Questo libro, di circa 50 pagine, in origine fu scritto in arabo e pubblicato nel 1916 a Bombay, quindi tradotto in francese nel 1917 e ristampato a Beirut nel 1965.
Da Diarbakir Fayez El Ghossein riesce quindi a fuggire e raggiunge Bassora, dove entra in contatto con gli inglesi e conosce anche il mitico Lawrence d’Arabia, che cita Fayez in diversi punti del suo I sette pilastri della saggezza. Terminata la guerra, dopo una breve attività politica a fianco di Sharif-El-Feisal, per due anni re di Siria, svolge per qualche anno l’incarico di giudice, quindi torna nuovamente a fare l’avvocato, poiché non intende assolvere ad un ruolo istituzionale in un paese controllato dai francesi. 

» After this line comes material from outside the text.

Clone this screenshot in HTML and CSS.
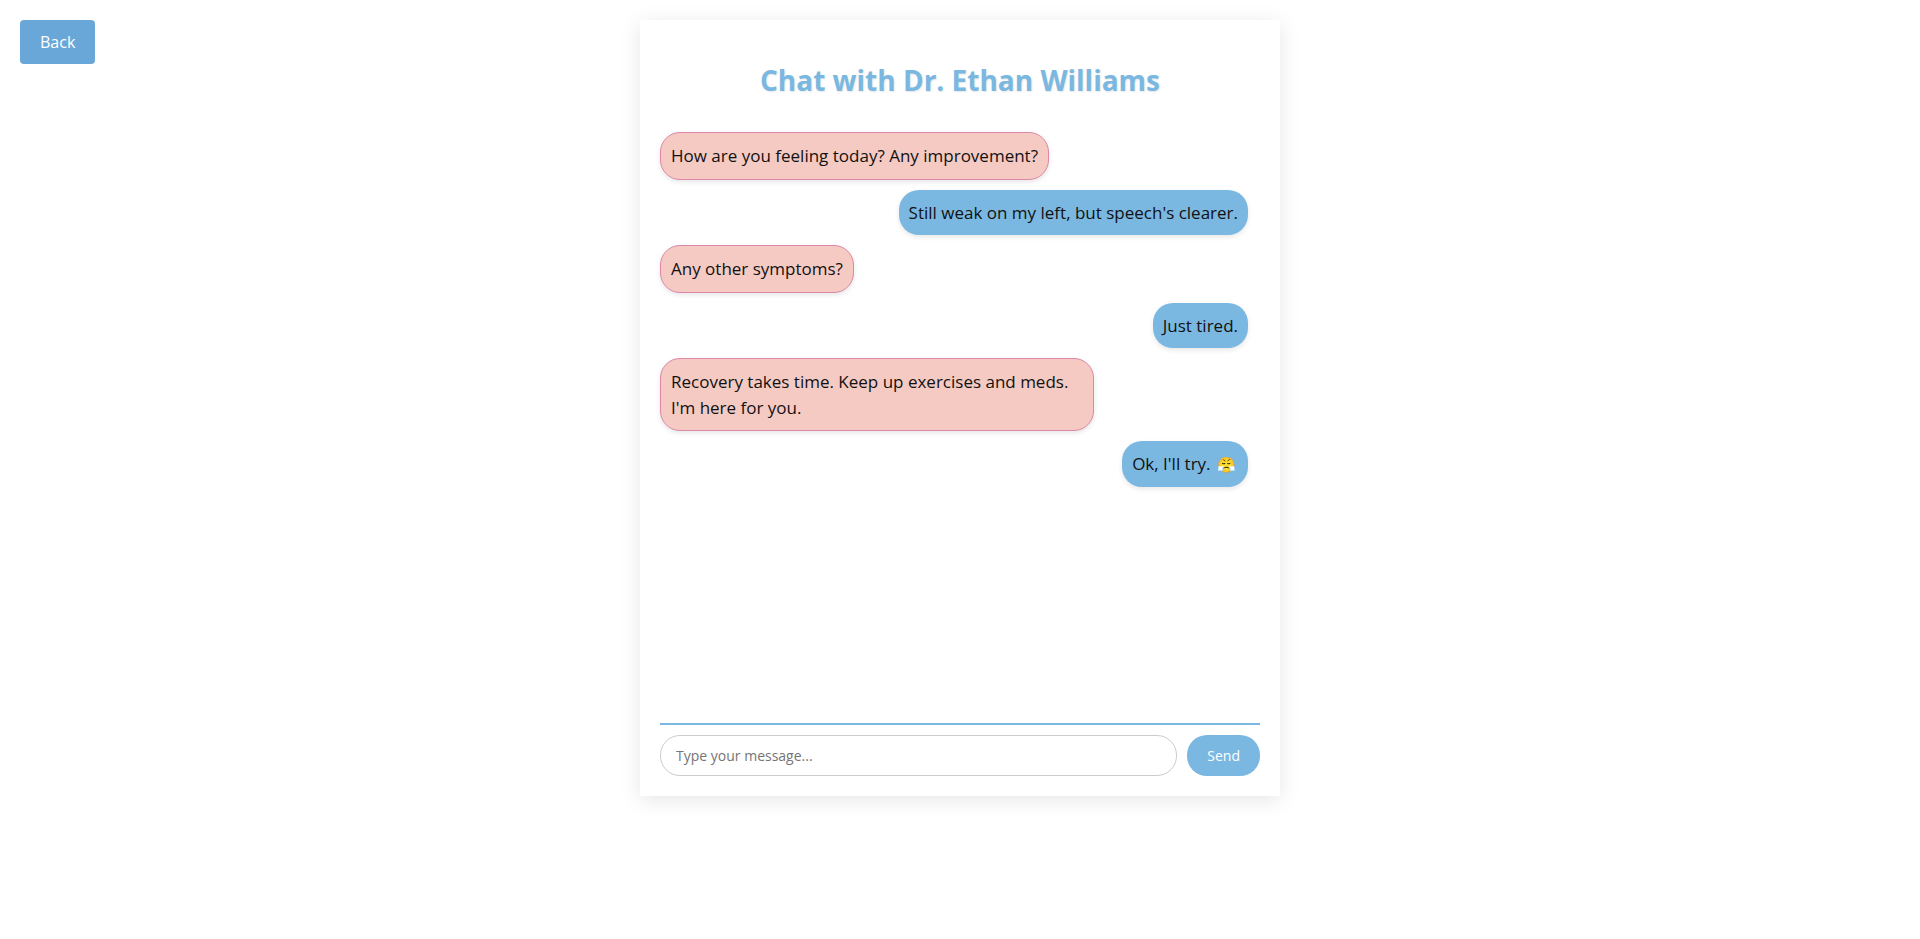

Nel piccolo cimitero del paese natale dove Fayez El Ghossein è sepolto, nel 2004 Pietro Kuciukian ha deposto una lapide che in quatto lingue – arabo, italiano, inglese ed armeno – recita : “A Fayez El Ghossein, con riconoscenza, Unione degli Armeni d’Italia, anno 2004”. Nella medesima occasione, lo stesso ha raccolto una manciata di terra da quel luogo di sepoltura, per recarla a Yerevan, al Muro della Memoria, presso il Monumento al Genocidio, dove Fayez El Ghossein è stato proclamato giusto per il popolo armeno.